Task requirements: Your copy of the material below should match it exactly, except that it holds no pictures.

Provided material:

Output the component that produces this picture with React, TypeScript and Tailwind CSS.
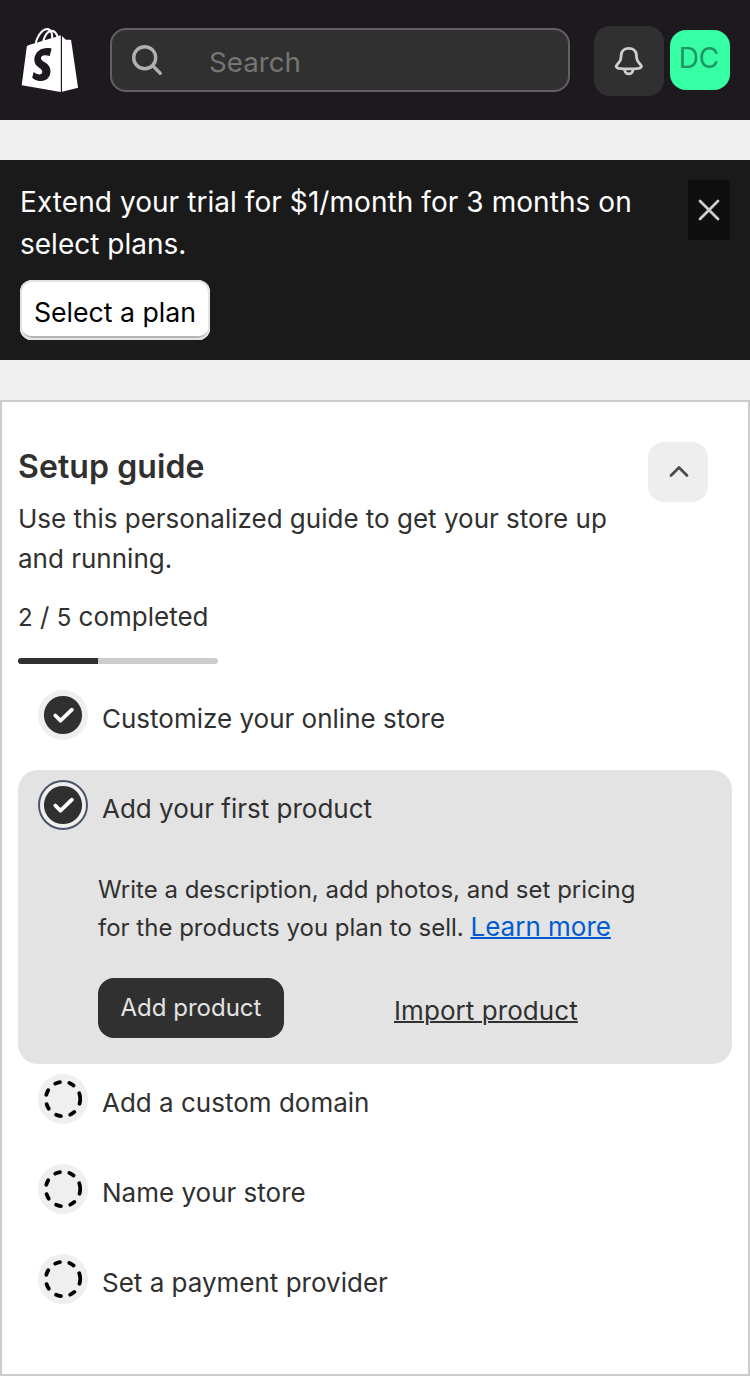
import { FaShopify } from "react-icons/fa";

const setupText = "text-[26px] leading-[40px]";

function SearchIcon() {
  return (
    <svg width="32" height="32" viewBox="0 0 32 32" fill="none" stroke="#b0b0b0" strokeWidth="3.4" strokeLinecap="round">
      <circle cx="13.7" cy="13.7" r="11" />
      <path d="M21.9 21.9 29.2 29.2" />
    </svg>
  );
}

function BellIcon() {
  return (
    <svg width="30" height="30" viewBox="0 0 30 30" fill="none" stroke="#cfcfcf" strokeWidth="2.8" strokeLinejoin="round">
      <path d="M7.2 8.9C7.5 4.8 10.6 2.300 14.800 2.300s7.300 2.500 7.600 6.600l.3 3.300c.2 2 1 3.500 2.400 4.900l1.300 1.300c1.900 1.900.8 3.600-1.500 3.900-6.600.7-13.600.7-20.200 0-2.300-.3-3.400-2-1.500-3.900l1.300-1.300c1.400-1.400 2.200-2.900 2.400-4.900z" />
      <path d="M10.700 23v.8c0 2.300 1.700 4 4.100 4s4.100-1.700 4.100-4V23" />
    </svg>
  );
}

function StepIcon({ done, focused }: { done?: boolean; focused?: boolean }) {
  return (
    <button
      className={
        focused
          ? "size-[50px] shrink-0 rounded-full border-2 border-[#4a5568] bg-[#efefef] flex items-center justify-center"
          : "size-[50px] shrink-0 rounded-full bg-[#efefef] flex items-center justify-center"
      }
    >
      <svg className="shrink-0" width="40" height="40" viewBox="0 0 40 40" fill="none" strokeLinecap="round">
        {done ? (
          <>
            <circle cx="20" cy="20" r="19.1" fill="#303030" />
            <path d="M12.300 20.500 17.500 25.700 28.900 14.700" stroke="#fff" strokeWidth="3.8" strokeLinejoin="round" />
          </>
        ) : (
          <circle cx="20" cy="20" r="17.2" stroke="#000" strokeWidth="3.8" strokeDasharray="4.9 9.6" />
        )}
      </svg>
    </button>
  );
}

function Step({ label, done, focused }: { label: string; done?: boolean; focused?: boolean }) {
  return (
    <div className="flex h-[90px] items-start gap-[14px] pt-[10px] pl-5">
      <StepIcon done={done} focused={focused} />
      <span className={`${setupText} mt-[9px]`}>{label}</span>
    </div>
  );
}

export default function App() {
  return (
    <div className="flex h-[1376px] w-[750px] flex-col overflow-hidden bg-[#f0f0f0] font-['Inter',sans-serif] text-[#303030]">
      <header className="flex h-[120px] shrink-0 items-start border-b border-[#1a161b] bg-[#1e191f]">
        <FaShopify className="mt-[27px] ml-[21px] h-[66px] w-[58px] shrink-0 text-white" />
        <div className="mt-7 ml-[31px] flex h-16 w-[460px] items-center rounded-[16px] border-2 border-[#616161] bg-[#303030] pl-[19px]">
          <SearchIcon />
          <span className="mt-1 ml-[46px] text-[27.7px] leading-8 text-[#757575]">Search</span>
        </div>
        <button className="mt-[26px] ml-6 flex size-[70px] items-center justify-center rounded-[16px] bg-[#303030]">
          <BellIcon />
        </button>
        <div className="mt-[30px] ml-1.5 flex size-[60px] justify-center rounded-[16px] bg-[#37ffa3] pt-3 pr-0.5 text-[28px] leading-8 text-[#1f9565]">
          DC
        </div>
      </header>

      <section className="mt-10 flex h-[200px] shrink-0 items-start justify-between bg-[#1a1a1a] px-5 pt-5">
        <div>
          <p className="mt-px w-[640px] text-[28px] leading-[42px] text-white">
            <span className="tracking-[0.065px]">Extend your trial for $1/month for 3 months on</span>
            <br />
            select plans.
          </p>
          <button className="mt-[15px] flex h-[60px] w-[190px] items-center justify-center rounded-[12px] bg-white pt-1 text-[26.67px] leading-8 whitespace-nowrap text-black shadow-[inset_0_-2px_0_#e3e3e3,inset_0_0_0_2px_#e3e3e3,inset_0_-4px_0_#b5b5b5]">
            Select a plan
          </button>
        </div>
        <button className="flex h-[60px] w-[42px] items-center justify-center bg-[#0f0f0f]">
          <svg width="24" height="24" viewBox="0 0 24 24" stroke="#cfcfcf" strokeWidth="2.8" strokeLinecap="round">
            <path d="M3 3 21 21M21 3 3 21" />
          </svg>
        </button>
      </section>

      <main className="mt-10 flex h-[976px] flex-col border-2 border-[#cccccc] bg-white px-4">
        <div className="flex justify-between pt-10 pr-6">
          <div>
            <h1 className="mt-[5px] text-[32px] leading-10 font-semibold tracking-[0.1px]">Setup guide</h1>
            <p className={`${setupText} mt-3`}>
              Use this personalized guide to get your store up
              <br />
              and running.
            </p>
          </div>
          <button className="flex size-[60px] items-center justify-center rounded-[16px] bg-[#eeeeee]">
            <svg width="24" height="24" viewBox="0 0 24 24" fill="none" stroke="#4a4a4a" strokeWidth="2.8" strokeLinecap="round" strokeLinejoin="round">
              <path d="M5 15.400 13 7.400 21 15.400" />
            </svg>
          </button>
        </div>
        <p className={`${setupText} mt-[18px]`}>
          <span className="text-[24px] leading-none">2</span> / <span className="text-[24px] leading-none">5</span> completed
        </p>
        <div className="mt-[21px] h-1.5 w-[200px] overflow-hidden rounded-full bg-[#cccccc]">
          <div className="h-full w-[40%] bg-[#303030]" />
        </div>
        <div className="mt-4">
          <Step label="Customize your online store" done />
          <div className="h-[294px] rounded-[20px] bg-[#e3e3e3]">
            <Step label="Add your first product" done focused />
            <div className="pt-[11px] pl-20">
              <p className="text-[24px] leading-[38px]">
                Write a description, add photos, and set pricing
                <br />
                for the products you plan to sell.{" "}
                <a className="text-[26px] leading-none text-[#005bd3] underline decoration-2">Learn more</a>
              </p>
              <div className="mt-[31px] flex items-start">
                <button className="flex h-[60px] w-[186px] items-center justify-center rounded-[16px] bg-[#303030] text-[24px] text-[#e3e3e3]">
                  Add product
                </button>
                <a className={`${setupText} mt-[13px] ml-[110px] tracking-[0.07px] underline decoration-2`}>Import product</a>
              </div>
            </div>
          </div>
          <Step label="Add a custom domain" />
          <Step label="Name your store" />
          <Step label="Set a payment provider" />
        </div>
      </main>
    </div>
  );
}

Finished answer:
Output the component that produces this picture with React, TypeScript and Tailwind CSS.
import { FaShopify } from "react-icons/fa";

const setupText = "text-[26px] leading-[40px]";

function SearchIcon() {
  return (
    <svg width="32" height="32" viewBox="0 0 32 32" fill="none" stroke="#b0b0b0" strokeWidth="3.4" strokeLinecap="round">
      <circle cx="13.7" cy="13.7" r="11" />
      <path d="M21.9 21.9 29.2 29.2" />
    </svg>
  );
}

function BellIcon() {
  return (
    <svg width="30" height="30" viewBox="0 0 30 30" fill="none" stroke="#cfcfcf" strokeWidth="2.8" strokeLinejoin="round">
      <path d="M7.2 8.9C7.5 4.8 10.6 2.300 14.800 2.300s7.300 2.500 7.600 6.600l.3 3.300c.2 2 1 3.500 2.400 4.900l1.300 1.300c1.900 1.900.8 3.600-1.500 3.900-6.600.7-13.600.7-20.200 0-2.300-.3-3.400-2-1.500-3.900l1.300-1.300c1.400-1.400 2.200-2.900 2.400-4.900z" />
      <path d="M10.700 23v.8c0 2.300 1.700 4 4.100 4s4.100-1.700 4.100-4V23" />
    </svg>
  );
}

function StepIcon({ done, focused }: { done?: boolean; focused?: boolean }) {
  return (
    <button
      className={
        focused
          ? "size-[50px] shrink-0 rounded-full border-2 border-[#4a5568] bg-[#efefef] flex items-center justify-center"
          : "size-[50px] shrink-0 rounded-full bg-[#efefef] flex items-center justify-center"
      }
    >
      <svg className="shrink-0" width="40" height="40" viewBox="0 0 40 40" fill="none" strokeLinecap="round">
        {done ? (
          <>
            <circle cx="20" cy="20" r="19.1" fill="#303030" />
            <path d="M12.300 20.500 17.500 25.700 28.900 14.700" stroke="#fff" strokeWidth="3.8" strokeLinejoin="round" />
          </>
        ) : (
          <circle cx="20" cy="20" r="17.2" stroke="#000" strokeWidth="3.8" strokeDasharray="4.9 9.6" />
        )}
      </svg>
    </button>
  );
}

function Step({ label, done, focused }: { label: string; done?: boolean; focused?: boolean }) {
  return (
    <div className="flex h-[90px] items-start gap-[14px] pt-[10px] pl-5">
      <StepIcon done={done} focused={focused} />
      <span className={`${setupText} mt-[9px]`}>{label}</span>
    </div>
  );
}

export default function App() {
  return (
    <div className="flex h-[1376px] w-[750px] flex-col overflow-hidden bg-[#f0f0f0] font-['Inter',sans-serif] text-[#303030]">
      <header className="flex h-[120px] shrink-0 items-start border-b border-[#1a161b] bg-[#1e191f]">
        <FaShopify className="mt-[27px] ml-[21px] h-[66px] w-[58px] shrink-0 text-white" />
        <div className="mt-7 ml-[31px] flex h-16 w-[460px] items-center rounded-[16px] border-2 border-[#616161] bg-[#303030] pl-[19px]">
          <SearchIcon />
          <span className="mt-1 ml-[46px] text-[27.7px] leading-8 text-[#757575]">Search</span>
        </div>
        <button className="mt-[26px] ml-6 flex size-[70px] items-center justify-center rounded-[16px] bg-[#303030]">
          <BellIcon />
        </button>
        <div className="mt-[30px] ml-1.5 flex size-[60px] justify-center rounded-[16px] bg-[#37ffa3] pt-3 pr-0.5 text-[28px] leading-8 text-[#1f9565]">
          DC
        </div>
      </header>

      <section className="mt-10 flex h-[200px] shrink-0 items-start justify-between bg-[#1a1a1a] px-5 pt-5">
        <div>
          <p className="mt-px w-[640px] text-[28px] leading-[42px] text-white">
            <span className="tracking-[0.065px]">Extend your trial for $1/month for 3 months on</span>
            <br />
            select plans.
          </p>
          <button className="mt-[15px] flex h-[60px] w-[190px] items-center justify-center rounded-[12px] bg-white pt-1 text-[26.67px] leading-8 whitespace-nowrap text-black shadow-[inset_0_-2px_0_#e3e3e3,inset_0_0_0_2px_#e3e3e3,inset_0_-4px_0_#b5b5b5]">
            Select a plan
          </button>
        </div>
        <button className="flex h-[60px] w-[42px] items-center justify-center bg-[#0f0f0f]">
          <svg width="24" height="24" viewBox="0 0 24 24" stroke="#cfcfcf" strokeWidth="2.8" strokeLinecap="round">
            <path d="M3 3 21 21M21 3 3 21" />
          </svg>
        </button>
      </section>

      <main className="mt-10 flex h-[976px] flex-col border-2 border-[#cccccc] bg-white px-4">
        <div className="flex justify-between pt-10 pr-6">
          <div>
            <h1 className="mt-[5px] text-[32px] leading-10 font-semibold tracking-[0.1px]">Setup guide</h1>
            <p className={`${setupText} mt-3`}>
              Use this personalized guide to get your store up
              <br />
              and running.
            </p>
          </div>
          <button className="flex size-[60px] items-center justify-center rounded-[16px] bg-[#eeeeee]">
            <svg width="24" height="24" viewBox="0 0 24 24" fill="none" stroke="#4a4a4a" strokeWidth="2.8" strokeLinecap="round" strokeLinejoin="round">
              <path d="M5 15.400 13 7.400 21 15.400" />
            </svg>
          </button>
        </div>
        <p className={`${setupText} mt-[18px]`}>
          <span className="text-[24px] leading-none">2</span> / <span className="text-[24px] leading-none">5</span> completed
        </p>
        <div className="mt-[21px] h-1.5 w-[200px] overflow-hidden rounded-full bg-[#cccccc]">
          <div className="h-full w-[40%] bg-[#303030]" />
        </div>
        <div className="mt-4">
          <Step label="Customize your online store" done />
          <div className="h-[294px] rounded-[20px] bg-[#e3e3e3]">
            <Step label="Add your first product" done focused />
            <div className="pt-[11px] pl-20">
              <p className="text-[24px] leading-[38px]">
                Write a description, add photos, and set pricing
                <br />
                for the products you plan to sell.{" "}
                <a className="text-[26px] leading-none text-[#005bd3] underline decoration-2">Learn more</a>
              </p>
              <div className="mt-[31px] flex items-start">
                <button className="flex h-[60px] w-[186px] items-center justify-center rounded-[16px] bg-[#303030] text-[24px] text-[#e3e3e3]">
                  Add product
                </button>
                <a className={`${setupText} mt-[13px] ml-[110px] tracking-[0.07px] underline decoration-2`}>Import product</a>
              </div>
            </div>
          </div>
          <Step label="Add a custom domain" />
          <Step label="Name your store" />
          <Step label="Set a payment provider" />
        </div>
      </main>
    </div>
  );
}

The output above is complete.